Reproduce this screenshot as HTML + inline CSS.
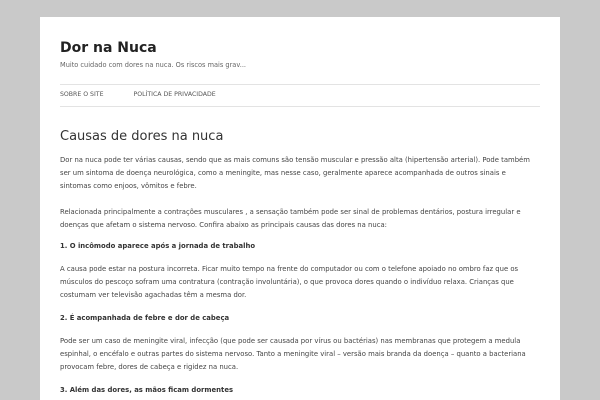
<!DOCTYPE html>
<html><head><meta charset="utf-8"><style>
html,body{margin:0;padding:0;background:#c9c9c9;width:600px;height:400px;overflow:hidden}
body{font-family:"DejaVu Sans","Liberation Sans",sans-serif;color:#444}
.page{position:absolute;left:40px;top:17px;width:520px;height:383px;background:#fff;overflow:hidden}
h1{position:absolute;left:20px;top:22px;margin:0;font-size:14px;font-weight:bold;color:#222;line-height:18px}
.desc{position:absolute;left:20px;top:44px;font-size:6.6px;color:#666}
.hr{position:absolute;left:20px;width:480px;height:1px;background:#e3e3e3}
.nav{position:absolute;top:74px;font-size:6.2px;color:#555;left:20px}
.nav span{margin-right:30px}
h2{position:absolute;left:20px;top:112px;margin:0;font-size:13px;font-weight:normal;color:#333;line-height:16px}
.c{position:absolute;left:20px;top:137px;font-size:6.85px;line-height:13px;color:#444;white-space:nowrap}
.c p{margin:0 0 10px}
.c p.a{margin-bottom:13px}
.c b{color:#333}
</style></head><body><div class="page">
<h1>Dor na Nuca</h1>
<div class="desc">Muito cuidado com dores na nuca. Os riscos mais grav...</div>
<div class="hr" style="top:67px"></div>
<div class="nav"><span>SOBRE O SITE</span><span>POLÍTICA DE PRIVACIDADE</span></div>
<div class="hr" style="top:89px"></div>
<h2>Causas de dores na nuca</h2>
<div class="c">
<p class="a">Dor na nuca pode ter várias causas, sendo que as mais comuns são tensão muscular e pressão alta (hipertensão arterial). Pode também<br>ser um sintoma de doença neurológica, como a meningite, mas nesse caso, geralmente aparece acompanhada de outros sinais e<br>sintomas como enjoos, vômitos e febre.</p>
<p style="margin-bottom:8px">Relacionada principalmente a contrações musculares , a sensação também pode ser sinal de problemas dentários, postura irregular e<br>doenças que afetam o sistema nervoso. Confira abaixo as principais causas das dores na nuca:</p>
<p><b>1. O incômodo aparece após a jornada de trabalho</b></p>
<p>A causa pode estar na postura incorreta. Ficar muito tempo na frente do computador ou com o telefone apoiado no ombro faz que os<br>músculos do pescoço sofram uma contratura (contração involuntária), o que provoca dores quando o indivíduo relaxa. Crianças que<br>costumam ver televisão agachadas têm a mesma dor.</p>
<p><b>2. É acompanhada de febre e dor de cabeça</b></p>
<p>Pode ser um caso de meningite viral, infecção (que pode ser causada por vírus ou bactérias) nas membranas que protegem a medula<br>espinhal, o encéfalo e outras partes do sistema nervoso. Tanto a meningite viral – versão mais branda da doença – quanto a bacteriana<br>provocam febre, dores de cabeça e rigidez na nuca.</p>
<p><b>3. Além das dores, as mãos ficam dormentes</b></p>
</div>
</div></body></html>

- TASK BRIEF: Print out the material word for word, omitting the pictures.

- WRITTEN REPLY:
Reproduce this screenshot as HTML + inline CSS.
<!DOCTYPE html>
<html><head><meta charset="utf-8"><style>
html,body{margin:0;padding:0;background:#c9c9c9;width:600px;height:400px;overflow:hidden}
body{font-family:"DejaVu Sans","Liberation Sans",sans-serif;color:#444}
.page{position:absolute;left:40px;top:17px;width:520px;height:383px;background:#fff;overflow:hidden}
h1{position:absolute;left:20px;top:22px;margin:0;font-size:14px;font-weight:bold;color:#222;line-height:18px}
.desc{position:absolute;left:20px;top:44px;font-size:6.6px;color:#666}
.hr{position:absolute;left:20px;width:480px;height:1px;background:#e3e3e3}
.nav{position:absolute;top:74px;font-size:6.2px;color:#555;left:20px}
.nav span{margin-right:30px}
h2{position:absolute;left:20px;top:112px;margin:0;font-size:13px;font-weight:normal;color:#333;line-height:16px}
.c{position:absolute;left:20px;top:137px;font-size:6.85px;line-height:13px;color:#444;white-space:nowrap}
.c p{margin:0 0 10px}
.c p.a{margin-bottom:13px}
.c b{color:#333}
</style></head><body><div class="page">
<h1>Dor na Nuca</h1>
<div class="desc">Muito cuidado com dores na nuca. Os riscos mais grav...</div>
<div class="hr" style="top:67px"></div>
<div class="nav"><span>SOBRE O SITE</span><span>POLÍTICA DE PRIVACIDADE</span></div>
<div class="hr" style="top:89px"></div>
<h2>Causas de dores na nuca</h2>
<div class="c">
<p class="a">Dor na nuca pode ter várias causas, sendo que as mais comuns são tensão muscular e pressão alta (hipertensão arterial). Pode também<br>ser um sintoma de doença neurológica, como a meningite, mas nesse caso, geralmente aparece acompanhada de outros sinais e<br>sintomas como enjoos, vômitos e febre.</p>
<p style="margin-bottom:8px">Relacionada principalmente a contrações musculares , a sensação também pode ser sinal de problemas dentários, postura irregular e<br>doenças que afetam o sistema nervoso. Confira abaixo as principais causas das dores na nuca:</p>
<p><b>1. O incômodo aparece após a jornada de trabalho</b></p>
<p>A causa pode estar na postura incorreta. Ficar muito tempo na frente do computador ou com o telefone apoiado no ombro faz que os<br>músculos do pescoço sofram uma contratura (contração involuntária), o que provoca dores quando o indivíduo relaxa. Crianças que<br>costumam ver televisão agachadas têm a mesma dor.</p>
<p><b>2. É acompanhada de febre e dor de cabeça</b></p>
<p>Pode ser um caso de meningite viral, infecção (que pode ser causada por vírus ou bactérias) nas membranas que protegem a medula<br>espinhal, o encéfalo e outras partes do sistema nervoso. Tanto a meningite viral – versão mais branda da doença – quanto a bacteriana<br>provocam febre, dores de cabeça e rigidez na nuca.</p>
<p><b>3. Além das dores, as mãos ficam dormentes</b></p>
</div>
</div></body></html>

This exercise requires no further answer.